Wat is precies het verschil en waar komt dit vandaan? Mr. Chadd legt het je uit.
David Hume
Om de bevindingen van David Hume over impressies en ideeën goed te begrijpen moeten we eerst duidelijk hebben vanuit welk perspectief dit komt. David Hume is een empirist, wat inhoudt dat alle kennis die een mens heeft is ontstaan door de ervaringen die hij heeft. Bij de geboorte van een persoon kan de geest worden gezien als een tabula rasa, een onbeschreven blad dat gevuld kan worden met vergaarde kennis door middel van ervaringen. Een ander belangrijk onderdeel dat Hume aanneemt is dat we het bestaan van de wereld buiten onze geest niet kunnen bewijzen en dat daarom alles door onze geest wordt gevormd.
Categorieën
Alles wat in onze geest binnenkomt kunnen we volgens Hume categoriseren in twee categorieën. De eerste categorie bestaat uit de impressies, de informatie die rechtstreeks binnenkomt van onze zintuigen. Als je omhoog kijkt zie je bijvoorbeeld een blauwe kleur van de lucht. De waarneming van een blauwe kleur is een enkelvoudige impressie die de geest binnenkrijgt zonder dat het verwerkt of geïnterpreteerd is door de geest. Impressies zijn goed te omschrijven als meetbare waarden, een eigenschap die een instrument zou kunnen meten.
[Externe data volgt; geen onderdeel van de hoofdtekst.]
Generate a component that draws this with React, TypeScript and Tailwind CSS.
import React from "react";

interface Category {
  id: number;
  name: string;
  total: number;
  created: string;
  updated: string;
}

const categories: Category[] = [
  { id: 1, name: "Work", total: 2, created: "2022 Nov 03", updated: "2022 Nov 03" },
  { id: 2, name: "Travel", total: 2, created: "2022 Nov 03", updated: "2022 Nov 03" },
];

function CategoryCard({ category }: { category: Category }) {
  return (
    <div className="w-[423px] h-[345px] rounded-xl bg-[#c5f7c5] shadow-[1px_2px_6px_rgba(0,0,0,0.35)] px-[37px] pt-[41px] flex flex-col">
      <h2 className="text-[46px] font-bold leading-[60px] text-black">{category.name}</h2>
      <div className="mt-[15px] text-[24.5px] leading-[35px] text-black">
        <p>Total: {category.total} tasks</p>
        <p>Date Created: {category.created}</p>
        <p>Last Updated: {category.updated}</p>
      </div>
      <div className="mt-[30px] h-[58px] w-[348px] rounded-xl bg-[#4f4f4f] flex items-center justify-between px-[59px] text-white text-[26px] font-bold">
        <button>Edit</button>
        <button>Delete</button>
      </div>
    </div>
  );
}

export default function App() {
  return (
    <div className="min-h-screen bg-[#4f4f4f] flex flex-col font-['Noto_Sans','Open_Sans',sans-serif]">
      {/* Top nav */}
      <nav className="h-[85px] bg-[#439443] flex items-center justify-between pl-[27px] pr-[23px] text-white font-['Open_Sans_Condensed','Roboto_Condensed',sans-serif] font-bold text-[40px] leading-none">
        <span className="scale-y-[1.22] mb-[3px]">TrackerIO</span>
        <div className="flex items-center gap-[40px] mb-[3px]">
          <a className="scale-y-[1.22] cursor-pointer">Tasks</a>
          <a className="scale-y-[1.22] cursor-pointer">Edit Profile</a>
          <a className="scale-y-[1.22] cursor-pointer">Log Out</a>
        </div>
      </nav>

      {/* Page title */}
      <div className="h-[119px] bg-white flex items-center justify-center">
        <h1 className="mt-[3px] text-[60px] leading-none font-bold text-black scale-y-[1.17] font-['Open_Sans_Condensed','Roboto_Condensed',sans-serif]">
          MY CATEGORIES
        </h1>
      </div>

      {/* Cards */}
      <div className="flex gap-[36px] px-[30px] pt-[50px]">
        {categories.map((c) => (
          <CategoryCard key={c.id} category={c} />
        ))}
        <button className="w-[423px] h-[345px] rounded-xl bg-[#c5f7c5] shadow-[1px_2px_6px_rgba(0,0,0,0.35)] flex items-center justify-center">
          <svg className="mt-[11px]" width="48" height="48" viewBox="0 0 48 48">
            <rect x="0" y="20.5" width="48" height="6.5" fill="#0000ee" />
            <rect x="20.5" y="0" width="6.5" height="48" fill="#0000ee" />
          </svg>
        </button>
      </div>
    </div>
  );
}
De tweede categorie zijn de ideeën. Dit zijn voorstellingen die verwerkt zijn door de geest. Bij een impressie van witte vlakken in een groot blauw vlak, vochtige lucht en wind zou het idee kunnen ontstaan dat er wolken in de de lucht zijn. Hierbij wordt een samengestelde impressie verwerkt tot een idee. Ideeën kunnen ook ontstaan zonder impressies: complexe wiskundige concepten zie je bijvoorbeeld vaak nergens terug in de buitenwereld, maar toch kunnen we ons deze voorstellen en er kennis over verkrijgen.
Omdat beide soorten voorstellingen afhankelijk zijn van zintuigen of de geest bestaat er eigenlijk niets objectiefs. Impressies zijn afhankelijk van de werking van de zintuigen. Zo krijgt een kleurenblind persoon een andere impressie van de kleur van gras ten opzichte van iemand met normaal werkende ogen. Ideeën zijn vaak een product van de subjectieve impressies. Ideeën die niet gebaseerd zijn op impressies, zoals het idee van een wiskundige functie, gaan per definitie niet over verschijningen in de uitwendige wereld en zijn dus ook subjectief.
Even oefenen!
Bedenk zelf nog twee voorbeelden van een impressie en twee van een idee.